In part of Germany, restrictions have also been imposed on the use of manure, linked to concerns about high ammonia concentration in the air.
Spanish pig farmers, in contrast, benefit from strong demand for slurry, a natural fertiliser made from manure and water, as soils in much of the country have become depleted and lack sufficient organic matter.
INVESTMENT IN SPAIN
Toennies is among those investing in Spain.
The company, based in Rheda-Wiedenbrück in the west of Germany, is building a meat packing and slaughterhouse plant in Calamocha in Spain, costing about 75 million euros ($87 million).
Operations will start in 2023 and the plant will slaughter 2.4 million animals a year, with up to 1,000 jobs created.

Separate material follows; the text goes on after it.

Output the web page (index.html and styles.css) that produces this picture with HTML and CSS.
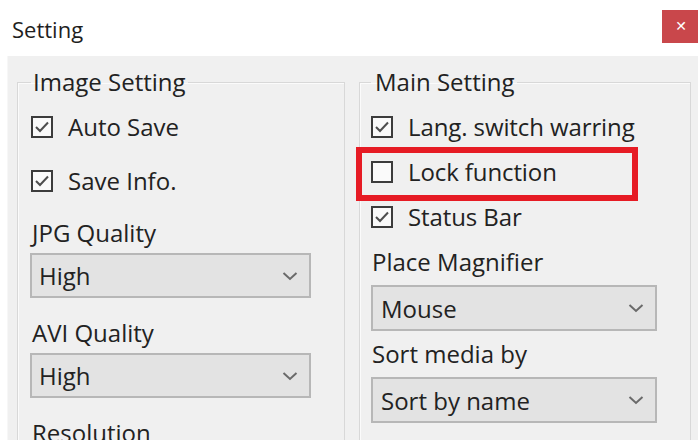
FILE: index.html
```html
<!DOCTYPE html>
<html lang="en">
<head>
<meta charset="utf-8">
<title>Setting</title>
<link rel="stylesheet" href="styles.css">
</head>
<body>
<div class="window">
  <header class="titlebar">
    <span class="title">Setting</span>
    <button class="close" type="button" aria-label="Close">&#x2715;</button>
  </header>
  <main class="panel">
    <fieldset class="group group-image">
      <legend>Image Setting</legend>
      <label class="check"><span class="box"><svg viewBox="0 0 18 18"><path d="M3 9 L7 13 L15 4.5"/></svg></span>Auto Save</label>
      <label class="check check-second"><span class="box"><svg viewBox="0 0 18 18"><path d="M3 9 L7 13 L15 4.5"/></svg></span>Save Info.</label>
      <div class="field field-first">
        <span class="caption">JPG Quality</span>
        <div class="select"><span>High</span><svg class="chev" viewBox="0 0 16 10"><path d="M1.5 2 L8 8 L14.5 2"/></svg></div>
      </div>
      <div class="field">
        <span class="caption">AVI Quality</span>
        <div class="select"><span>High</span><svg class="chev" viewBox="0 0 16 10"><path d="M1.5 2 L8 8 L14.5 2"/></svg></div>
      </div>
      <div class="field">
        <span class="caption">Resolution</span>
      </div>
    </fieldset>

    <fieldset class="group group-main">
      <legend>Main Setting</legend>
      <label class="check"><span class="box"><svg viewBox="0 0 18 18"><path d="M3 9 L7 13 L15 4.5"/></svg></span>Lang. switch warring</label>
      <label class="check marked"><span class="box"></span>Lock function</label>
      <label class="check"><span class="box"><svg viewBox="0 0 18 18"><path d="M3 9 L7 13 L15 4.5"/></svg></span>Status Bar</label>
      <div class="field field-first">
        <span class="caption">Place Magnifier</span>
        <div class="select"><span>Mouse</span><svg class="chev" viewBox="0 0 16 10"><path d="M1.5 2 L8 8 L14.5 2"/></svg></div>
      </div>
      <div class="field">
        <span class="caption">Sort media by</span>
        <div class="select"><span>Sort by name</span><svg class="chev" viewBox="0 0 16 10"><path d="M1.5 2 L8 8 L14.5 2"/></svg></div>
      </div>
    </fieldset>
  </main>
</div>
</body>
</html>
```

FILE: styles.css
```css
html, body {
  margin: 0;
  padding: 0;
  background: #ffffff;
  overflow: hidden;
}

body {
  font-family: "Open Sans", "Noto Sans", sans-serif;
  color: #222222;
}

.window {
  width: 698px;
  height: 440px;
  display: flex;
  flex-direction: column;
  background: #ffffff;
}

/* title bar */
.titlebar {
  height: 56px;
  flex: none;
  display: flex;
  justify-content: space-between;
  align-items: flex-start;
  box-sizing: border-box;
  padding-left: 12px;
}

.title {
  font-size: 22px;
  line-height: 30px;
  margin-top: 14px;
  color: #1e1e1e;
}

.close {
  width: 36px;
  height: 33px;
  margin-top: 10px;
  border: none;
  padding: 0 0 0 2px;
  background: #c9474b;
  color: #ffffff;
  font-family: "DejaVu Sans", sans-serif;
  font-size: 14px;
  font-weight: bold;
  line-height: 33px;
  text-align: center;
}

/* client area */
.panel {
  flex: 1;
  margin-left: 7px;
  background: #f0f0f0;
  display: flex;
  align-items: flex-start;
  gap: 14px;
  padding: 12px 0 0 9px;
  border-left: 1px solid #f7f7f7;
  box-sizing: border-box;
}

.group {
  margin: 0;
  border: 1px solid #d8d8d8;
  box-shadow: inset 1px 1px 0 #fbfbfb;
  padding: 16px 13px 40px 13px;
  display: flex;
  flex-direction: column;
  box-sizing: border-box;
  min-width: 0;
}

.group-image {
  width: 328px;
}

.group-main {
  width: 332px;
  padding-left: 11px;
}

.group legend {
  font-size: 24px;
  line-height: 28px;
  padding: 0 2px;
  color: #222222;
}

.group-main legend {
  padding-left: 4px;
}

/* checkboxes */
.check {
  position: relative;
  display: flex;
  align-items: center;
  height: 30px;
  font-size: 24px;
  line-height: 30px;
  gap: 15px;
  white-space: nowrap;
}

.group-main .check {
  gap: 15px;
  letter-spacing: -0.1px;
}

.group-main .check + .check {
  margin-top: 15px;
}

.check-second {
  margin-top: 24px;
}

.box {
  width: 22px;
  height: 22px;
  flex: none;
  box-sizing: border-box;
  border: 2px solid #3c3c3c;
  background: #fafafa;
  display: flex;
}

.box svg {
  width: 18px;
  height: 18px;
}

.box path {
  fill: none;
  stroke: #4e4e4e;
  stroke-width: 2;
}

/* red highlight frame around the lock option */
.marked::after {
  content: "";
  position: absolute;
  left: -15px;
  top: -10px;
  width: 282px;
  height: 54px;
  box-sizing: border-box;
  border: 6px solid #e61b24;
}

/* label + dropdown pairs */
.field {
  display: flex;
  flex-direction: column;
  gap: 5px;
  margin-top: 20px;
}

.field-first {
  margin-top: 22px;
}

.group-main .field {
  gap: 8px;
  margin-top: 8px;
}

.group-main .field-first {
  margin-top: 15px;
}

.caption {
  font-size: 24px;
  line-height: 30px;
  padding-left: 1px;
  white-space: nowrap;
}

.select {
  width: 281px;
  height: 45px;
  box-sizing: border-box;
  border: 2px solid #b7b7b7;
  background: #e3e3e3;
  display: flex;
  align-items: center;
  justify-content: space-between;
  padding: 0 11px 0 7px;
  margin-left: -1px;
  font-size: 24px;
}

.group-main .select {
  width: 286px;
  height: 46px;
  margin-left: 0;
  padding-left: 8px;
}

.chev {
  width: 16px;
  height: 10px;
}

.chev path {
  fill: none;
  stroke: #6a6a6a;
  stroke-width: 2;
}
```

“The pork market in Spain is looking attractive and the political framework is positive,” said Toennies’ Vielstaedte.
“Our new Spanish plant will be aimed exclusively at exports to markets including pork ribs to North America, bellies to Japan and other products such as pigs’ feet and ears to China and elsewhere in Asia.”
Vielstaedte said Germany remained the company’s “core market,” but ASF was just one factor making it less attractive for pig farming and the international marketing of pork.
“We have a one sided regulatory burden … as animal welfare and protecting the environment create extra costs and need new investment, but which are often not faced by farmers in other countries,” he said.
China has continued to report outbreaks of ASF this year, including in three of the top five pork producing areas, Henan, Sichuan and Shandong, with imports set to remain high in 2022.
The U.S. Department of Agriculture’s Foreign Agricultural Service forecast earlier this year China’s pork production would fall 14% in 2022, reflecting a smaller hog herd and low profits for domestic producers.
It projected imports would total 5.1 million tonnes in 2022, just shy of 2020’s record 5.28 million.
Prior to its own ASF outbreak, however, China was only importing 1.5-2.0 million tonnes of pork a year and industry sources expect imports to eventually slow as its herd is rebuilt.
“This is one of the great challenges we face,” Soler said.
“Obviously the Chinese market will return to normal sooner or later and we will return to pre-crisis figures. The objective of maintaining the level of production will depend on our capacity to open new markets.”